Omit any picture, and return the remaining data exactly as written.
• • • •
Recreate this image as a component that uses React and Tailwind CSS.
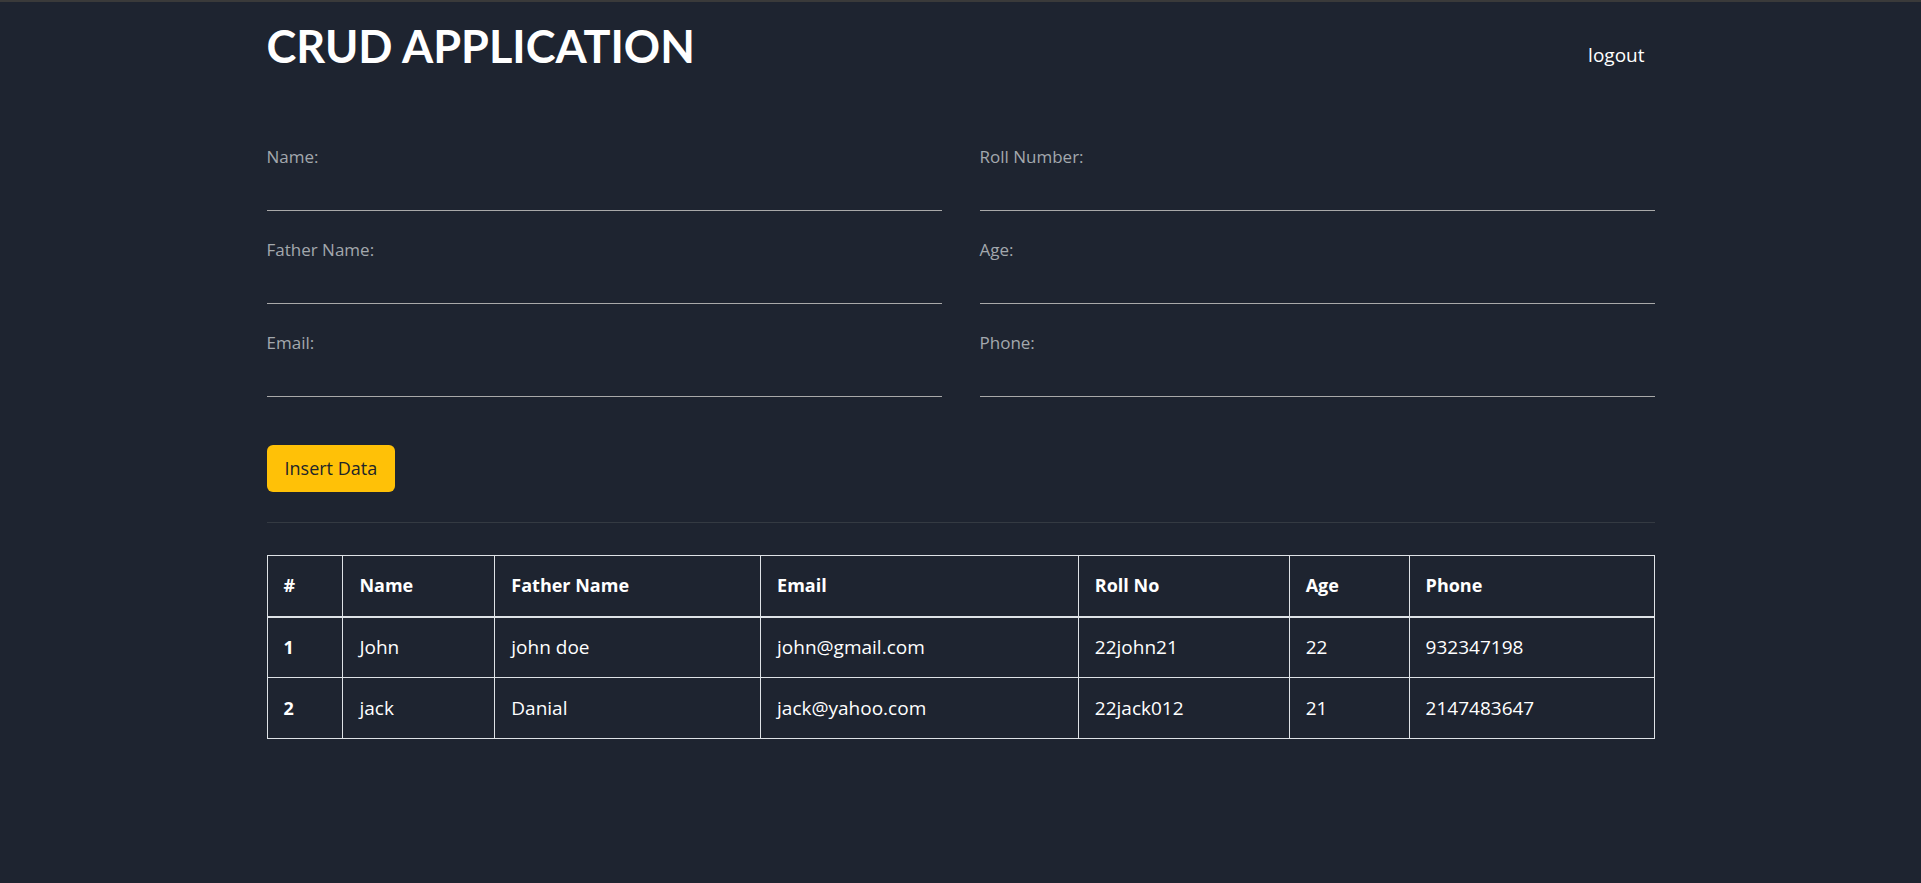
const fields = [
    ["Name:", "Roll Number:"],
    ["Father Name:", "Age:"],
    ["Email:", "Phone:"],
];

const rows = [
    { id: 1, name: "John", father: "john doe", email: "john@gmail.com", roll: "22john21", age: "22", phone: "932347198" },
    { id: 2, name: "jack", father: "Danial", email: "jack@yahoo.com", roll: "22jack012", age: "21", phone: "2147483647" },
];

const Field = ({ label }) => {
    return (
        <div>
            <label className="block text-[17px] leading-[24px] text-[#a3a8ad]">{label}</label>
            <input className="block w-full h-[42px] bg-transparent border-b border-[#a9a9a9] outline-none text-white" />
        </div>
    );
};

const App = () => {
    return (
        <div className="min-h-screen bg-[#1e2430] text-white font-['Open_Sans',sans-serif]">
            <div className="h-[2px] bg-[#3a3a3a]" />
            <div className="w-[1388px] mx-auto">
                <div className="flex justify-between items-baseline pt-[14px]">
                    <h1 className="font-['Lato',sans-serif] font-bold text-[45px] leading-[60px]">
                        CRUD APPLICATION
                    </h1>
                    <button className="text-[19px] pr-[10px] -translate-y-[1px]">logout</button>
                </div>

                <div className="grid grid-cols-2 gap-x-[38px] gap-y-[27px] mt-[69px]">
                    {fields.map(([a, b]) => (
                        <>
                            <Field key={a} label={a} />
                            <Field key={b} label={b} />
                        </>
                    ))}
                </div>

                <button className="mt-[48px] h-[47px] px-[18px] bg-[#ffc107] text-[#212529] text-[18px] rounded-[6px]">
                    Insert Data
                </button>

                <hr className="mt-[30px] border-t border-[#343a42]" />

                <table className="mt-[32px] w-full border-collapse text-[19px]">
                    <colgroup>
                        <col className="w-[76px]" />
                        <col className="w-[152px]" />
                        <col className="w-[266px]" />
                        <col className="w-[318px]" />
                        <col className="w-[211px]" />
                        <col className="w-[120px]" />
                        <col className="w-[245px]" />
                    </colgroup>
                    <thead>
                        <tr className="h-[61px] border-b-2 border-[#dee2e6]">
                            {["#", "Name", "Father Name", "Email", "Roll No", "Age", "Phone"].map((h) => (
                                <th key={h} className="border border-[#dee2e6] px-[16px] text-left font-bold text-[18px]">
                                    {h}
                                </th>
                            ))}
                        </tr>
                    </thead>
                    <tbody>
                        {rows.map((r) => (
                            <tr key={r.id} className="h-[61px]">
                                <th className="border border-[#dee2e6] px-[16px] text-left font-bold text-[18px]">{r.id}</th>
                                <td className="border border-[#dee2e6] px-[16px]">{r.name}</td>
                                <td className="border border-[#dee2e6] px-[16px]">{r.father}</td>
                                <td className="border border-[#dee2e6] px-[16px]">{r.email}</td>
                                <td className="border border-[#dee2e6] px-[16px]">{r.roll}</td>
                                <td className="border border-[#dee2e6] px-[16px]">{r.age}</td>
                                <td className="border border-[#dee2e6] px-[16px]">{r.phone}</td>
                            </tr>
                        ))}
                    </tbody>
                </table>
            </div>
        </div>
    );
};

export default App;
• • • •
PROBLEM SOLUTION ::
Recreate this image as a component that uses React and Tailwind CSS.
const fields = [
    ["Name:", "Roll Number:"],
    ["Father Name:", "Age:"],
    ["Email:", "Phone:"],
];

const rows = [
    { id: 1, name: "John", father: "john doe", email: "john@gmail.com", roll: "22john21", age: "22", phone: "932347198" },
    { id: 2, name: "jack", father: "Danial", email: "jack@yahoo.com", roll: "22jack012", age: "21", phone: "2147483647" },
];

const Field = ({ label }) => {
    return (
        <div>
            <label className="block text-[17px] leading-[24px] text-[#a3a8ad]">{label}</label>
            <input className="block w-full h-[42px] bg-transparent border-b border-[#a9a9a9] outline-none text-white" />
        </div>
    );
};

const App = () => {
    return (
        <div className="min-h-screen bg-[#1e2430] text-white font-['Open_Sans',sans-serif]">
            <div className="h-[2px] bg-[#3a3a3a]" />
            <div className="w-[1388px] mx-auto">
                <div className="flex justify-between items-baseline pt-[14px]">
                    <h1 className="font-['Lato',sans-serif] font-bold text-[45px] leading-[60px]">
                        CRUD APPLICATION
                    </h1>
                    <button className="text-[19px] pr-[10px] -translate-y-[1px]">logout</button>
                </div>

                <div className="grid grid-cols-2 gap-x-[38px] gap-y-[27px] mt-[69px]">
                    {fields.map(([a, b]) => (
                        <>
                            <Field key={a} label={a} />
                            <Field key={b} label={b} />
                        </>
                    ))}
                </div>

                <button className="mt-[48px] h-[47px] px-[18px] bg-[#ffc107] text-[#212529] text-[18px] rounded-[6px]">
                    Insert Data
                </button>

                <hr className="mt-[30px] border-t border-[#343a42]" />

                <table className="mt-[32px] w-full border-collapse text-[19px]">
                    <colgroup>
                        <col className="w-[76px]" />
                        <col className="w-[152px]" />
                        <col className="w-[266px]" />
                        <col className="w-[318px]" />
                        <col className="w-[211px]" />
                        <col className="w-[120px]" />
                        <col className="w-[245px]" />
                    </colgroup>
                    <thead>
                        <tr className="h-[61px] border-b-2 border-[#dee2e6]">
                            {["#", "Name", "Father Name", "Email", "Roll No", "Age", "Phone"].map((h) => (
                                <th key={h} className="border border-[#dee2e6] px-[16px] text-left font-bold text-[18px]">
                                    {h}
                                </th>
                            ))}
                        </tr>
                    </thead>
                    <tbody>
                        {rows.map((r) => (
                            <tr key={r.id} className="h-[61px]">
                                <th className="border border-[#dee2e6] px-[16px] text-left font-bold text-[18px]">{r.id}</th>
                                <td className="border border-[#dee2e6] px-[16px]">{r.name}</td>
                                <td className="border border-[#dee2e6] px-[16px]">{r.father}</td>
                                <td className="border border-[#dee2e6] px-[16px]">{r.email}</td>
                                <td className="border border-[#dee2e6] px-[16px]">{r.roll}</td>
                                <td className="border border-[#dee2e6] px-[16px]">{r.age}</td>
                                <td className="border border-[#dee2e6] px-[16px]">{r.phone}</td>
                            </tr>
                        ))}
                    </tbody>
                </table>
            </div>
        </div>
    );
};

export default App;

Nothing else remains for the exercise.